(6 years, 10 months ago)
Lords ChamberMy Lords, a curious feature of this measure is that if British Transport Police officers are brave enough to exercise their powers as British Transport Police officers north of the border, they are given the power to do that by paragraph 2 of Schedule 2. In fact, the paragraph is consistent with the idea that we do not go ahead with the merger at all. It is a perfectly sensible method of solving the problem which the Smith commission had to face up to, which was to say that the functions of the British Transport Police in Scotland will be a devolved matter. That is a perfectly sensible proposition. What has gone wrong is the Scottish National Party’s interpretation of it, as the noble Lord, Lord Forsyth, said.
For all the reasons that others have given, I am strongly against the merger. However, like the noble and learned Lord, Lord Wallace of Tankerness, I cannot see anything wrong with the order we are asked to consider. Therefore, if the Motion were pressed, I regret that I would have to vote with the Government because that is the state of play. However, I entirely sympathise with the plea of the noble Lord, Lord Foulkes, to the Minister. Given the practical example I have given to the Minister, I hope that he can point out to the Scottish National Party that it is a waste of public money to have two police officers travelling on the train from Newcastle all the way to Edinburgh and back again just to solve the problem of the merger which it is trying to advance.
My Lords, in opening the debate, the Minister referred to the degree of opposition to this proposal in this House. He was not wrong in that. He could also have mentioned the degree of opposition in the Scottish Parliament, most particularly among his colleagues in the Conservative Party, who are on record as opposing this proposal most vigorously, particularly Ruth Davidson. He could have included the Liberal Democrats and the Labour opposition in the Scottish Parliament as well. But above all, he should have mentioned the opposition of the British Transport Police and the British Transport Police Authority. When it gave evidence to the Scottish Parliament in March, it said that dealing with fatalities, for example, could take 50% longer under the new plans, and that,
“there is well-defined evidence that a non-specialist force is less able to provide the consistent levels of service that a dedicated policing commitment can offer”.
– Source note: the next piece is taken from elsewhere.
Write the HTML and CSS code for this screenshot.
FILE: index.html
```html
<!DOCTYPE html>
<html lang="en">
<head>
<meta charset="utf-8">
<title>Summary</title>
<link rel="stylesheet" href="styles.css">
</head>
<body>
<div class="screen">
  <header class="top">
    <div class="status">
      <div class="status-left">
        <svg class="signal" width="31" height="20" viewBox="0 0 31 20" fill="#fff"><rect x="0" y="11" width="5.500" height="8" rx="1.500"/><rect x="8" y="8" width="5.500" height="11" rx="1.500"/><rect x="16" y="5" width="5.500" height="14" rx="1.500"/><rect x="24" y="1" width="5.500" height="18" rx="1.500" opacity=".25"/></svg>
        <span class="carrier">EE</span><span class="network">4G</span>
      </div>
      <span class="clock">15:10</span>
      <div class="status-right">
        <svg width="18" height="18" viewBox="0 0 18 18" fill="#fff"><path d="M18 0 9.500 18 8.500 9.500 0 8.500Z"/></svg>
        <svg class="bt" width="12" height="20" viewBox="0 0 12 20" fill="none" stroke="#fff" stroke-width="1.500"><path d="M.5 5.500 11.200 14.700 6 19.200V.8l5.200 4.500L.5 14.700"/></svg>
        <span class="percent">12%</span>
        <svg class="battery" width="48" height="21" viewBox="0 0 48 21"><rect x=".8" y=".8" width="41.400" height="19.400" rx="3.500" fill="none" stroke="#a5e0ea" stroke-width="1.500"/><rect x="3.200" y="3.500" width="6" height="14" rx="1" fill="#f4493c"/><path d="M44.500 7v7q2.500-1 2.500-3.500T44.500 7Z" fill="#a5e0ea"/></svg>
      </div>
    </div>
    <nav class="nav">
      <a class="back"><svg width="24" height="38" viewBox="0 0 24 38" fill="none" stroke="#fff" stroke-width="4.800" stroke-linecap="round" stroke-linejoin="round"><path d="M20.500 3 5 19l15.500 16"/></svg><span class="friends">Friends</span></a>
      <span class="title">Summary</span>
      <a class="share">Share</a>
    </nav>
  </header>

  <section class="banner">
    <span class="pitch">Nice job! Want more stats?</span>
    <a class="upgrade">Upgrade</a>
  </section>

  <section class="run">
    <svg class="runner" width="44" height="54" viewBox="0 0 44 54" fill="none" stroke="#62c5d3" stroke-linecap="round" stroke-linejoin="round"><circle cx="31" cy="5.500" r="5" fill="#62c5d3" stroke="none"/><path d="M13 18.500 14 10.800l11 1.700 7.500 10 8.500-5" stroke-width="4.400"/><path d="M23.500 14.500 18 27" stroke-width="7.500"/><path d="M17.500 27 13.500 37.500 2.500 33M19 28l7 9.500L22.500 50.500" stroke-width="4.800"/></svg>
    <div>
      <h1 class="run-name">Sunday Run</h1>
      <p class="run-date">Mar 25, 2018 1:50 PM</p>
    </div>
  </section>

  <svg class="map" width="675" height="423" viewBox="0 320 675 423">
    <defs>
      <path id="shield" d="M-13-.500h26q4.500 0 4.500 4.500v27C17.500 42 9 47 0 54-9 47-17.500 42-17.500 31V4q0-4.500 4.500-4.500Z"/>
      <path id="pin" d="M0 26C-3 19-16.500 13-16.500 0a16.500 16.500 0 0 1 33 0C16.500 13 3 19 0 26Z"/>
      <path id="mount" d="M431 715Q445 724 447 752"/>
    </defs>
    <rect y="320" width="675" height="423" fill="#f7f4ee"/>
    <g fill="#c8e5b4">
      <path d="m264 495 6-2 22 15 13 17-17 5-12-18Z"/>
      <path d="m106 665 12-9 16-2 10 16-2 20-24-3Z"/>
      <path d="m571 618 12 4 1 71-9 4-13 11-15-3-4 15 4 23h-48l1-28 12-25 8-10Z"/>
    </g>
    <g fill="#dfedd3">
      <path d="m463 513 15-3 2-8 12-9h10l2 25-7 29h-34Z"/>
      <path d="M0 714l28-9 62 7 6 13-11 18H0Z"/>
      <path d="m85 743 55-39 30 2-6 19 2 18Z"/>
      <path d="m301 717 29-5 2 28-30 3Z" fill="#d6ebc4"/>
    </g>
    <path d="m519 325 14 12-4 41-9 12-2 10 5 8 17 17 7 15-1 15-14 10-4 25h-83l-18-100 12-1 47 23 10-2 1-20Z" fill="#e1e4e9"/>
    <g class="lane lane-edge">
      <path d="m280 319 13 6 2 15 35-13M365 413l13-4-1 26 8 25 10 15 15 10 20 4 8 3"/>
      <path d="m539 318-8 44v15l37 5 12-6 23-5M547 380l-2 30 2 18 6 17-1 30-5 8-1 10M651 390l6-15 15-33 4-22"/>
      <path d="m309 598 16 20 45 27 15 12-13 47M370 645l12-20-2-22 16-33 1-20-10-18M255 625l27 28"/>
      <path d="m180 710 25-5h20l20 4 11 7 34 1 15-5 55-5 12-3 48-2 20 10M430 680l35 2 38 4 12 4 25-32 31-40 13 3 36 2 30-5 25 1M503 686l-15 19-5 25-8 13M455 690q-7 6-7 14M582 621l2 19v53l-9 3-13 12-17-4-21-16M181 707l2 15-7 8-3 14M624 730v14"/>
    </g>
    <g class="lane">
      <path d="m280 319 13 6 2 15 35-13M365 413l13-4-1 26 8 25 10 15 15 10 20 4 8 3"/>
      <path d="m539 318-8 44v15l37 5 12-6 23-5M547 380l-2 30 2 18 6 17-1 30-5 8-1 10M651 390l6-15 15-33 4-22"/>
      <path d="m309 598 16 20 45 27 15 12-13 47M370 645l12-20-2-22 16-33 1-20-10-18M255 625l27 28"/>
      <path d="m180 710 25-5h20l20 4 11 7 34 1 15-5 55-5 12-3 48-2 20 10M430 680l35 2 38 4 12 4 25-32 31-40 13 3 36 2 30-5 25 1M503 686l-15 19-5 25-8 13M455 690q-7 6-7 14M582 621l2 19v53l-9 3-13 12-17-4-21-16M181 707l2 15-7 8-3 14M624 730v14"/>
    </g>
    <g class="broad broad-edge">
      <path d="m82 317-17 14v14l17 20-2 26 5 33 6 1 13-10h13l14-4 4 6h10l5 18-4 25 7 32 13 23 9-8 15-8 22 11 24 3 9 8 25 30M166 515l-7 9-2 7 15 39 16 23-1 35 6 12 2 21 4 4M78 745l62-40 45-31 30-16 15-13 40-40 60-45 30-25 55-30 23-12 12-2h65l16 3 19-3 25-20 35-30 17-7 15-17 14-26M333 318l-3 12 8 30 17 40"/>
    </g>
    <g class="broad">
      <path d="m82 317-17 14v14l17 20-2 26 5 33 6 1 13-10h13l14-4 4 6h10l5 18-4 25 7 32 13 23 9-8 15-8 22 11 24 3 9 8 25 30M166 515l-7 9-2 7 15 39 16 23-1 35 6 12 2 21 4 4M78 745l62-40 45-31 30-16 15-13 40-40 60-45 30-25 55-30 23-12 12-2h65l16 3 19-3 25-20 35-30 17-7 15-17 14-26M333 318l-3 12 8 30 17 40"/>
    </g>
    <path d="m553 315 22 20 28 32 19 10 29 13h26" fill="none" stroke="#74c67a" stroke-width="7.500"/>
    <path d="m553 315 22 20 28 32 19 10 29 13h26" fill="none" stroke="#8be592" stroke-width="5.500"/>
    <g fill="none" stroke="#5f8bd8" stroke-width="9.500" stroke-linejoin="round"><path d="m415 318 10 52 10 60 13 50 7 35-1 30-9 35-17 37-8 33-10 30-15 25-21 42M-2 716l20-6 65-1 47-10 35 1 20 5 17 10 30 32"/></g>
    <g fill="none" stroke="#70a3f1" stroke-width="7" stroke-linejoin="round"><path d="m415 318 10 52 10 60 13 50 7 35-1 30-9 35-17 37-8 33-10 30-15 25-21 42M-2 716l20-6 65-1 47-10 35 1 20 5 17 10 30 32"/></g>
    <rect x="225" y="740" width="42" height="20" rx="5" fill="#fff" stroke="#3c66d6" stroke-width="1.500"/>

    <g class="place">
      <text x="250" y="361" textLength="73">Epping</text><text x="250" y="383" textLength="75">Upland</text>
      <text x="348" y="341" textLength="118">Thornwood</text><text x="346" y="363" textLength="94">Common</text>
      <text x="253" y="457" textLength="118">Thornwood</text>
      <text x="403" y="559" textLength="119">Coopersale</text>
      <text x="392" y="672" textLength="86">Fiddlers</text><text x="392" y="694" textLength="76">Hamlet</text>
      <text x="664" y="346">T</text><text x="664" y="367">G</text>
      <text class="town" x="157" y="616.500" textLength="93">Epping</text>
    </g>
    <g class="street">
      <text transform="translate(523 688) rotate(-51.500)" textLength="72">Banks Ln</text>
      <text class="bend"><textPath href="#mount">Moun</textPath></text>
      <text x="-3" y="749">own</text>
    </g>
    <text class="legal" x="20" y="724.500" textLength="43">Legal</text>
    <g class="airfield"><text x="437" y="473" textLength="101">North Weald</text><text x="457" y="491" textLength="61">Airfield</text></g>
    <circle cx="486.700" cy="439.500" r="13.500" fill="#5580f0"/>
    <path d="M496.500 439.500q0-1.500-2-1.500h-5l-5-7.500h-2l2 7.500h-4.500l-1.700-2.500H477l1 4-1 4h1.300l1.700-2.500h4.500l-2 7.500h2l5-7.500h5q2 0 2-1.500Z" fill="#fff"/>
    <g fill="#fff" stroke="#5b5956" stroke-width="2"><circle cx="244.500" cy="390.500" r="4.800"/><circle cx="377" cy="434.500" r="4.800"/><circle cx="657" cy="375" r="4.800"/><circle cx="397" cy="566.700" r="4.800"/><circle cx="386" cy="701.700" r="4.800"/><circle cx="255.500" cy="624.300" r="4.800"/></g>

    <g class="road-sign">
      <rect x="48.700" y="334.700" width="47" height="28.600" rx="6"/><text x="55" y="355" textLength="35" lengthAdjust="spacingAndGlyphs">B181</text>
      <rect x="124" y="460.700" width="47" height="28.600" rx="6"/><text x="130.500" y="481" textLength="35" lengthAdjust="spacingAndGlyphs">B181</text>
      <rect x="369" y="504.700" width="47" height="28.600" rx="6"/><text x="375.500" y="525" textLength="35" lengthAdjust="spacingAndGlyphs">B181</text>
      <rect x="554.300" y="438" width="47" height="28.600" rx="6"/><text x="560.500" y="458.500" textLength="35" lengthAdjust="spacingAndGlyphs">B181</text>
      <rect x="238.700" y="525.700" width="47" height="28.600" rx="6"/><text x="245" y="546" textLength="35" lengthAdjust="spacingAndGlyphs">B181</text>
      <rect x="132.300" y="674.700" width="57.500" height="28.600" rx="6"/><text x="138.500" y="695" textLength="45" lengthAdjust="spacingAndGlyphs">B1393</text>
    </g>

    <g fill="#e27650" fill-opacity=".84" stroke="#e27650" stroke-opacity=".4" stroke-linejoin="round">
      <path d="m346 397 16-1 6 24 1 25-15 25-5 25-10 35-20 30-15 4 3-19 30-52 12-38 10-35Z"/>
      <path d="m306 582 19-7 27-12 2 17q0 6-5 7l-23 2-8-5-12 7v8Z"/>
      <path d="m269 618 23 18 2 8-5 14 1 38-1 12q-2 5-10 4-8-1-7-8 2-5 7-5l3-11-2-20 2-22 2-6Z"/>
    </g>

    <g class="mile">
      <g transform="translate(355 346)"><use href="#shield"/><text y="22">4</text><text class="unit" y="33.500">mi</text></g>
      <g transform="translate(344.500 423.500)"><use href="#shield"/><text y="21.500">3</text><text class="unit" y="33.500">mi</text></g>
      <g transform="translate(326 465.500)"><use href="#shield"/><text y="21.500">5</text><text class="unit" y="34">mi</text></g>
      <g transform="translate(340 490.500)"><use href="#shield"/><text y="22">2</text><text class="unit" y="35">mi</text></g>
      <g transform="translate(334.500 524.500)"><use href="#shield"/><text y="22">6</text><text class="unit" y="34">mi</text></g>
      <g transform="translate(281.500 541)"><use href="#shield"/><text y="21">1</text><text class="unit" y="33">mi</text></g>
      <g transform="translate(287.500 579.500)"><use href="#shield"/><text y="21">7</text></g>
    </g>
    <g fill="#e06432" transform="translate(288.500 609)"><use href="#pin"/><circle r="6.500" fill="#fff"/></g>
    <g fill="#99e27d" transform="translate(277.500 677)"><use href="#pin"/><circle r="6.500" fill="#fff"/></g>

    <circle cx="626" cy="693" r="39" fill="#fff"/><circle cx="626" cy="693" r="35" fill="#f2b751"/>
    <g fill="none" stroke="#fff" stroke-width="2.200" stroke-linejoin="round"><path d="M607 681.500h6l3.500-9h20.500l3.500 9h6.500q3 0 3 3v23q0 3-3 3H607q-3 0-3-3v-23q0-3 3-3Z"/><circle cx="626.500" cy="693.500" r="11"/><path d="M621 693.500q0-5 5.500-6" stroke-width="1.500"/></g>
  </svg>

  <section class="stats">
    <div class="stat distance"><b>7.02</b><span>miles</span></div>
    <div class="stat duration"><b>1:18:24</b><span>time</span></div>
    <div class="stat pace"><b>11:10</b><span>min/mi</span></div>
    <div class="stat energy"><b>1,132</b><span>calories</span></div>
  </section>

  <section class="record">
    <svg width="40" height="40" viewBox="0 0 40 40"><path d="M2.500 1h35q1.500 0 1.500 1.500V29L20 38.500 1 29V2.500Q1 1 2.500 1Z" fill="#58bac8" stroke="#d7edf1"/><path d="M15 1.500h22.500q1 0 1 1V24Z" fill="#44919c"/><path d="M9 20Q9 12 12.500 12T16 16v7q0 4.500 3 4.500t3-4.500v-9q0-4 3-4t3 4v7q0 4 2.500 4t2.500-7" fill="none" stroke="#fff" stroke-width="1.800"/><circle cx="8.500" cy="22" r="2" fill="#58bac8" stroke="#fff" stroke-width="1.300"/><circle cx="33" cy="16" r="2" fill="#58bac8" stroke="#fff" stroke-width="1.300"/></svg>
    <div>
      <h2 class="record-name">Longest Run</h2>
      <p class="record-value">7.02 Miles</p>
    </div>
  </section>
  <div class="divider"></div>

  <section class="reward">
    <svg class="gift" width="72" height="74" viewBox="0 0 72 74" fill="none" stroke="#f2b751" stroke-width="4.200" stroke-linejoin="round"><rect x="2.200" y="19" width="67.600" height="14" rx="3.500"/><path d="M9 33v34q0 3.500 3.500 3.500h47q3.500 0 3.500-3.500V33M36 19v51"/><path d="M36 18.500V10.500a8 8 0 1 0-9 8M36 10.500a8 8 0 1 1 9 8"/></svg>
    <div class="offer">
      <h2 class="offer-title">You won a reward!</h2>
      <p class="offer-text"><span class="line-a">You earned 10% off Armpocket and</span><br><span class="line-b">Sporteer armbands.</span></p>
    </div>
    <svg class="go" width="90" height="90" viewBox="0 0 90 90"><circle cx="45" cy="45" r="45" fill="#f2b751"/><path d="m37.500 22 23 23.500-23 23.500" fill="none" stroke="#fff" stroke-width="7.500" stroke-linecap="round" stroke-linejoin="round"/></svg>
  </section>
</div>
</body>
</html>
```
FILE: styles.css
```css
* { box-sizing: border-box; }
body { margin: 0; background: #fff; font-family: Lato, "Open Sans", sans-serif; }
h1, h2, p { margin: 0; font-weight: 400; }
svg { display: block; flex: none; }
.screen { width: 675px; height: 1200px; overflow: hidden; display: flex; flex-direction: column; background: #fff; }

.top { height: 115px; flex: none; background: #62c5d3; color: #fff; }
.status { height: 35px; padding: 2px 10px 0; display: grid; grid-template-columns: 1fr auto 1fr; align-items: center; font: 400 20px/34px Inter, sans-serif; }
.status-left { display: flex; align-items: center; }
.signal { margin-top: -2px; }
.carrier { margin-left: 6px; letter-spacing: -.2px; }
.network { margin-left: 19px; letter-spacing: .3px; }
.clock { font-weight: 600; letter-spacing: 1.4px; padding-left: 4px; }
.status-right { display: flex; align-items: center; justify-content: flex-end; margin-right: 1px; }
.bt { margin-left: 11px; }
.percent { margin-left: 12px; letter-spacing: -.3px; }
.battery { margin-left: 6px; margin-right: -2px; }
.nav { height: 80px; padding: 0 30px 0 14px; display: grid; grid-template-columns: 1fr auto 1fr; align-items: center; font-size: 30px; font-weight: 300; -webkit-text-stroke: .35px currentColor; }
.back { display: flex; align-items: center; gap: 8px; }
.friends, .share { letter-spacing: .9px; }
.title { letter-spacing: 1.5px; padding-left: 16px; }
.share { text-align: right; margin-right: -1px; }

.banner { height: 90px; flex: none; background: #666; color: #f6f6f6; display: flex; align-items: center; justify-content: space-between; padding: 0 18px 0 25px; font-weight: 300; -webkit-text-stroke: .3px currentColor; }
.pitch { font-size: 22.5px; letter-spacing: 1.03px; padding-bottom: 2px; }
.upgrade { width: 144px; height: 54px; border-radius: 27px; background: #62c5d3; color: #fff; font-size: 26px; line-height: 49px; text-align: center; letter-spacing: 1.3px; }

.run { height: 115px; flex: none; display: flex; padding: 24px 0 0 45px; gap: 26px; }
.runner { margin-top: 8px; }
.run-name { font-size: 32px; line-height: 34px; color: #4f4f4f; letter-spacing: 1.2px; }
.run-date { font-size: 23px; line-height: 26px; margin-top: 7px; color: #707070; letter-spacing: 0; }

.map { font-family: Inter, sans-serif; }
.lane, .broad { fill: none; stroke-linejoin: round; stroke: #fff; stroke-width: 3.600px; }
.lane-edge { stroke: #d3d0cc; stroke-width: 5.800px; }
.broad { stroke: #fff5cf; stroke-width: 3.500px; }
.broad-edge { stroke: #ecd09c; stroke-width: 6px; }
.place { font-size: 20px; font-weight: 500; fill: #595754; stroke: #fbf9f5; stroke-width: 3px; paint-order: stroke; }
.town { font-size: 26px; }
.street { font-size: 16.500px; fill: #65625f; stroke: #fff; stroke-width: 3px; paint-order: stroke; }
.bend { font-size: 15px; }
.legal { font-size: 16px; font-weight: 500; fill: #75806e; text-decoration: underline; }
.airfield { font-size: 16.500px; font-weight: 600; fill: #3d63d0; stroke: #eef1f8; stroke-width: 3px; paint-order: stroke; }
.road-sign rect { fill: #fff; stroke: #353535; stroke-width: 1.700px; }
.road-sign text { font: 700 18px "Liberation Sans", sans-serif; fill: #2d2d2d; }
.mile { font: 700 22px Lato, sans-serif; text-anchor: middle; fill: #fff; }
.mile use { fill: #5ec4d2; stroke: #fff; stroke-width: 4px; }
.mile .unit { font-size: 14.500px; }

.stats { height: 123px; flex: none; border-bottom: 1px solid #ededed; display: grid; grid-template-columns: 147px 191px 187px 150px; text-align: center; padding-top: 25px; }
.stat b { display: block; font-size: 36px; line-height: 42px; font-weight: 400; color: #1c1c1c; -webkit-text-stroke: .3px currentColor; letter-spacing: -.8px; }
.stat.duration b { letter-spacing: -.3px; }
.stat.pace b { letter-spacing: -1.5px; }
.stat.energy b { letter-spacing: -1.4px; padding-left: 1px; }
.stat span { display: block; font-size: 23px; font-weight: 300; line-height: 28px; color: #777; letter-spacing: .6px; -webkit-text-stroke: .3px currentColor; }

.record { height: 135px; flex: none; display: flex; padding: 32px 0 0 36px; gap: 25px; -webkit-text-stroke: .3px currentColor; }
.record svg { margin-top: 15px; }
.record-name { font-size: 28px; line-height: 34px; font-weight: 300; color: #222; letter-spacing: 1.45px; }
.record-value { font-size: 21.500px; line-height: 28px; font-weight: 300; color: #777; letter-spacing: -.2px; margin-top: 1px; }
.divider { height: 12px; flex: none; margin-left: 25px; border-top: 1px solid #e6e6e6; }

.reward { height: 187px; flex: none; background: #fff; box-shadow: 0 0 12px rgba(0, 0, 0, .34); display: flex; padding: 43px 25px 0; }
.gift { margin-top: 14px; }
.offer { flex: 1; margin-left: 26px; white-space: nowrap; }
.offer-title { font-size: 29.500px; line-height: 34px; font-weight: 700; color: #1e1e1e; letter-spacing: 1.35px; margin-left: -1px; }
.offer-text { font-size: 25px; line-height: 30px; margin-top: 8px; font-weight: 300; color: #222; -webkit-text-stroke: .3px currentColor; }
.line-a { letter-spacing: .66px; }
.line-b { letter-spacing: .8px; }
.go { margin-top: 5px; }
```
Decades of experience of dealing with IRA threats would be lost, and the work that the BTP undertakes as the lead authority on scrap metal theft across the whole of Great Britain would also be lost if this proposal went through.
Fortunately, there is an opportunity for the Scottish Parliament to think again about the model of devolution which it is putting forward. Indeed, it would have been helpful if this House had passed the amendment which a number of us tabled almost exactly two years ago, which made it clear that, while we were not opposed to devolution of transport policing in Scotland, that devolution should be on the basis that a force linked to the British Transport Police should be the agency that carries it out. I spoke to the chief constable of the British Transport Police, and he is entirely happy with that. Indeed, in its evidence to the Scottish Parliament the BTP said that it is happy to have a direct relationship with Scottish Ministers and with Holyrood. If it is necessary to change the name of the force in Scotland, for the reasons that the noble Lord, Lord Forsyth, referred to, that is possible—there is no reason why it should not be called “Transport Police Scotland” or “Scotland Transport Police”. Nobody is hung up on the name of the British Transport Police. What matters is that the job is done properly and in the most effective way.